You can see the 1959 ASTC film here:
Now, though, Digital Watauga is ready to vastly expand the available historical footage of Downtown Boone, thanks to the generosity of Janie Price King of Sunset Beach, NC, who has graciously donated her father's home movies to Digital Watauga. We first became aware of this collection in 2014, when a friend passed along a copy of a DVD of this footage to a member of the Watauga County Historical Society. The video below contains all footage from this composite DVD of the Clarence A. Price Home Movie Collection that was compiled by a commercial video transfer firm in the 2000s. In 2016, Digital Watauga arranged a formal donation of this copy of the original DVD to Digital Watauga as a gift from Janie Price King.
Janie Price King's parents, Mr. and Mrs. Clarence A. Price, managed the Daniel Boone Hotel on the north side of West King Street in Downtown Boone, where the Daniel Boone Condominiums are now located, for many years, and their daughter Janie was a frequent subject in the silent, 8mm footage shot by Clarence A. Price. The Daniel Boone Hotel, built 1925, was a grand (for Boone!) establishment that dominated the hill above Downtown Boone. Sunday dinner at the hotel was considered "legendary," but by the 1970s, the hotel was in decline. The hotel was demolished shortly after it was listed in the National Register of Historic Places in 1982.

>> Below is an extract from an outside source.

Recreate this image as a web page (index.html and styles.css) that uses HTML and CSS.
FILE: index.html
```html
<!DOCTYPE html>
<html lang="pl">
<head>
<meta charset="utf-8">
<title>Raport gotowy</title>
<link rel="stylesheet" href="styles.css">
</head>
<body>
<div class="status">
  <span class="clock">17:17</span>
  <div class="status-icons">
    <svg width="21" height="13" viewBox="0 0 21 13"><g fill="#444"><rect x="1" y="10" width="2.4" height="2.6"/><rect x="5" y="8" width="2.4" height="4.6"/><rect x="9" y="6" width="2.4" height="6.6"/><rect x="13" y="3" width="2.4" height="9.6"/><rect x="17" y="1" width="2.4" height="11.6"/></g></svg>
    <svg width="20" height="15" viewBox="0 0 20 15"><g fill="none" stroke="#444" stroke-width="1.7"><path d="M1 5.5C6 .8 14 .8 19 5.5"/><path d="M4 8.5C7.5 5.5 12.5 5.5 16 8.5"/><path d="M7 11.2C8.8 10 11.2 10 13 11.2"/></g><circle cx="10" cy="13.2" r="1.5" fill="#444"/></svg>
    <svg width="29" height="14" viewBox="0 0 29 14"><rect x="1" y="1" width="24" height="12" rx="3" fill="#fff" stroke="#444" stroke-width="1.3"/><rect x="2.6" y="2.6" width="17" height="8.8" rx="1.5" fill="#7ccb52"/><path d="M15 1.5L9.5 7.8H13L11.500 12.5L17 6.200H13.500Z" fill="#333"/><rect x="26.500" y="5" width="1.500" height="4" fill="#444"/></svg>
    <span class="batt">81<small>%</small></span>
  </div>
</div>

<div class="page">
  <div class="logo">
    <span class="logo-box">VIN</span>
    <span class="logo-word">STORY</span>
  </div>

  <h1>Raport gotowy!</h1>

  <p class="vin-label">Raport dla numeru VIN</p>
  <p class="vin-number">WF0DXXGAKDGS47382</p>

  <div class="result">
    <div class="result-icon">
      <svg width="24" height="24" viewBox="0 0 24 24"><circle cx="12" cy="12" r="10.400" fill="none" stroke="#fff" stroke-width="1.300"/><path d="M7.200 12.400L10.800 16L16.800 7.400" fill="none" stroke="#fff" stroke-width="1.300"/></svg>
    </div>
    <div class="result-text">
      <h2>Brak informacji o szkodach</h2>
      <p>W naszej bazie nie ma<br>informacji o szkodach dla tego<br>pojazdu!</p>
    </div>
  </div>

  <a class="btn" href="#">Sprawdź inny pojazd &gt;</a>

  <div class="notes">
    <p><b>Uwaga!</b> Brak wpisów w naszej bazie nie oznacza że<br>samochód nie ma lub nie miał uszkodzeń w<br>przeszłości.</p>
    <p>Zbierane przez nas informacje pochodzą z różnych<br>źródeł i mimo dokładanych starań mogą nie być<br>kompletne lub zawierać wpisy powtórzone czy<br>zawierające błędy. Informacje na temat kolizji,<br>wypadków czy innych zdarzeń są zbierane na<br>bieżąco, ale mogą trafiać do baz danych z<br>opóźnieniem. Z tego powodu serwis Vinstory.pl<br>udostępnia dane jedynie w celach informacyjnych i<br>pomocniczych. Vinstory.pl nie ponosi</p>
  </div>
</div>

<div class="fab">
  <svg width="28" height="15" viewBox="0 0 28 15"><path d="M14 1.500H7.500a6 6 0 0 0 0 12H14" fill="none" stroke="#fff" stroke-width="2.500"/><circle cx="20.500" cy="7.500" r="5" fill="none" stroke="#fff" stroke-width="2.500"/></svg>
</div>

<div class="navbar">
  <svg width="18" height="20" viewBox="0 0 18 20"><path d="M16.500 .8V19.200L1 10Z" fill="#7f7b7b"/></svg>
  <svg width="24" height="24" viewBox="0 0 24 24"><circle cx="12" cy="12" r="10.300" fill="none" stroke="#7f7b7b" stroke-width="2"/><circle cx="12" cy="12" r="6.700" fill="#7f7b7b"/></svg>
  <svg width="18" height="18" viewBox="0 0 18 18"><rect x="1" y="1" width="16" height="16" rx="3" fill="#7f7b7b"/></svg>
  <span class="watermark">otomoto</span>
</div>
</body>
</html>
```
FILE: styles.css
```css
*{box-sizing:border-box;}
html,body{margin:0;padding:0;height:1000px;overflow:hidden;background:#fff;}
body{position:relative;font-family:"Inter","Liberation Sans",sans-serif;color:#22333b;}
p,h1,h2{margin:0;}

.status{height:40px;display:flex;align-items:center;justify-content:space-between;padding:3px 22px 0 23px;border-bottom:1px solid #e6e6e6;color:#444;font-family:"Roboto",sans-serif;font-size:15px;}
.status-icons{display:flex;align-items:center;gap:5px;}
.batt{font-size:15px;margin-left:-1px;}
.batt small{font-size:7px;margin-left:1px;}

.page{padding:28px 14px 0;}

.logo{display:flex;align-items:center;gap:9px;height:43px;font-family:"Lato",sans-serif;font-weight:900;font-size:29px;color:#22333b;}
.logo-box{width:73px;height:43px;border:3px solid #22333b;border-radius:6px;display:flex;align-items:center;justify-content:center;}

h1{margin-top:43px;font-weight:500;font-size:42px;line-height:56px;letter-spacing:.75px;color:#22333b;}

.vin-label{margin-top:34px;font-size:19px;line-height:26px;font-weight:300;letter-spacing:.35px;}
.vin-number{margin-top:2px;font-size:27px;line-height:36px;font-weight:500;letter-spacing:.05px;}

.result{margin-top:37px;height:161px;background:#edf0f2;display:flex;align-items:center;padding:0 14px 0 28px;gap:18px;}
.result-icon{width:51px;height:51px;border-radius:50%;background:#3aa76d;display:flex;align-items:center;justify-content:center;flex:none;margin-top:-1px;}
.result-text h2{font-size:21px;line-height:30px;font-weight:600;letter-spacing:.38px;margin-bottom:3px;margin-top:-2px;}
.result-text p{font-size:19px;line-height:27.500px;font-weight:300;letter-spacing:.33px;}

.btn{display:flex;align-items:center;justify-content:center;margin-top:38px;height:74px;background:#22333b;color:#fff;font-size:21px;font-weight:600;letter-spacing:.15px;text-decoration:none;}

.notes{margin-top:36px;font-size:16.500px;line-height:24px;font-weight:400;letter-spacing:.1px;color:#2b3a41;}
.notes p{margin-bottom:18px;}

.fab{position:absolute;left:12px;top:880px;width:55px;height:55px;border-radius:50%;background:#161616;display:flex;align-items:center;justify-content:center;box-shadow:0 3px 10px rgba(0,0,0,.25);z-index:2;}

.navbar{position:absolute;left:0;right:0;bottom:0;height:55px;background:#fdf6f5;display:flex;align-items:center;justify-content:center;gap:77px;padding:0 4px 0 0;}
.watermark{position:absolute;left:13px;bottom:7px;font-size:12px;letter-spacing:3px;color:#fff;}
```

Due to a digital processing error, the frame rate used in creating the Clarence A. Price Home Movies DVD sometimes does not match the proper frame rate for the footage, creating the "jumpy," digital blur that sometimes appears when subjects are in motion. In addition, the poor quality of the original reels sometimes causes the footage to flutter or cycle through its frame. There is no way to correct these issues on this video file. In response to these issues, though, Digital Watauga arranged with Ms. King in late 2016 to re-digitize the original home movie reels one at a time using the latest, high-resolution digitization equipment.
Of the 26 surviving reels, 10 had deteriorated to the point that they were no longer able to pass through projection equipment. As a result, this footage from the DVD contains some scenes that survive in no other location since they can no longer be reproduced from the original reels. Most notably (and sadly), the footage of the 1949 Watauga County Centennial Parade is one of these reels that cannot be re-scanned. The high-resolution transfers of the remaining 16 reels are being uploaded separately by Digital Watauga.

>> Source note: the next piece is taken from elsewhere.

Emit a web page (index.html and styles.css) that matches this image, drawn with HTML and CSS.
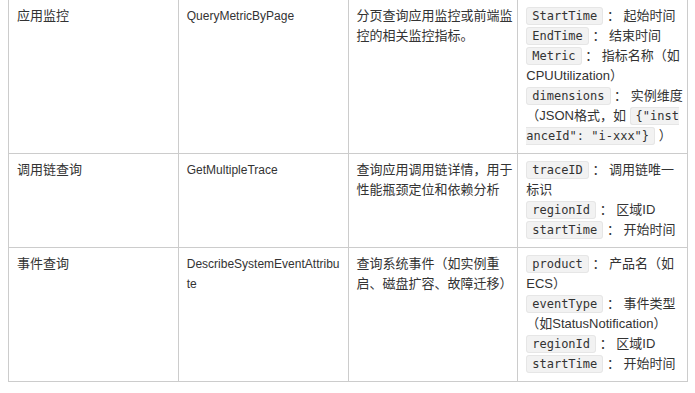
FILE: index.html
```html
<!DOCTYPE html>
<html lang="zh-CN">
<head>
<meta charset="utf-8">
<title>API 列表</title>
<link rel="stylesheet" href="styles.css">
</head>
<body>
<table class="api-table">
  <colgroup><col class="c"><col class="c"><col class="c"><col class="c"></colgroup>
  <tbody>
    <tr>
      <td>应用监控</td>
      <td class="api">QueryMetricByPage</td>
      <td>分页查询应用监控或前端监控的相关监控指标。</td>
      <td><code>StartTime</code> ： 起始时间<br><code>EndTime</code> ： 结束时间<br><code>Metric</code> ： 指标名称（如CPUUtilization）<br><code>dimensions</code> ： 实例维度（JSON格式，如 <code>{"instanceId": "i-xxx"}</code> ）</td>
    </tr>
    <tr>
      <td>调用链查询</td>
      <td class="api">GetMultipleTrace</td>
      <td>查询应用调用链详情，用于性能瓶颈定位和依赖分析</td>
      <td><code>traceID</code> ： 调用链唯一标识<br><code>regionId</code> ： 区域ID<br><code>startTime</code> ： 开始时间</td>
    </tr>
    <tr>
      <td>事件查询</td>
      <td class="api">DescribeSystemEventAttribute</td>
      <td>查询系统事件（如实例重启、磁盘扩容、故障迁移）</td>
      <td><code>product</code> ： 产品名（如ECS）<br><code>eventType</code> ： 事件类型（如StatusNotification）<br><code>regionId</code> ： 区域ID<br><code>startTime</code> ： 开始时间</td>
    </tr>
  </tbody>
</table>
</body>
</html>
```
FILE: styles.css
```css
html, body {
  background: #ffffff;
}
body {
  margin: 0 7px 0 8px;
  font-family: "Liberation Sans", "Noto Sans CJK SC", sans-serif;
  font-size: 13px;
  line-height: 20px;
  color: #333333;
}
.api-table {
  margin-top: -1px;
  width: 680px;
  table-layout: fixed;
  border-collapse: collapse;
}
.api-table .c {
  width: 25%;
}
.api-table td {
  vertical-align: top;
  border: 1px solid #cccccc;
  padding: 6px 4px 7px 8px;
  overflow-wrap: anywhere;
}
.api-table td.api {
  font-size: 12px;
  padding-right: 7px;
}
.api-table code {
  font-family: "DejaVu Sans Mono", "Liberation Mono", monospace;
  font-size: 12px;
  line-height: 1;
  background: #f2f2f2;
  border: 1px solid #e6e6e6;
  border-radius: 3px;
  padding: 1px 5px;
  word-break: break-all;
}
```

Noteworthy scenes include frequent shots of the south side of West King Street (opposite the Daniel Boone Hotel) in Downtown Boone, particularly between present-day Appalachian Street and Depot Street; footage of the new mail truck featuring Palmer Blair (25:30); the 1949 Watauga County Centennial Parade, misidentified as the "Boone Centennial" (33:40), with Palmer Blair again (35:07); the January 21, 1950, fire at the Appalachian Theatre (54:50); the 1950 May Day Celebration at Appalachian State Teachers College (1:02:20); the 1950 Echoes of the Blue Ridge Parade (1:14:36); and the 1953 May Day Celebration at Appalachian State Teachers College (1:42:46). Numerous Boone landmarks are visible throughout the footage, including the Daniel Boone Hotel, the Appalachian Theatre, the Boone Post Office, and the Jones House.
You can see the full, two-hour video here:
Digital Watauga is in the process of creating a Clarence A. Price Homes Movies Collection interface on its website, DigitalWatauga.org, but since the YouTube link had to come first, we wanted to bring it to you first. The other individual reels will also be uploaded to YouTube, with connections back to the collections page. Stay tuned.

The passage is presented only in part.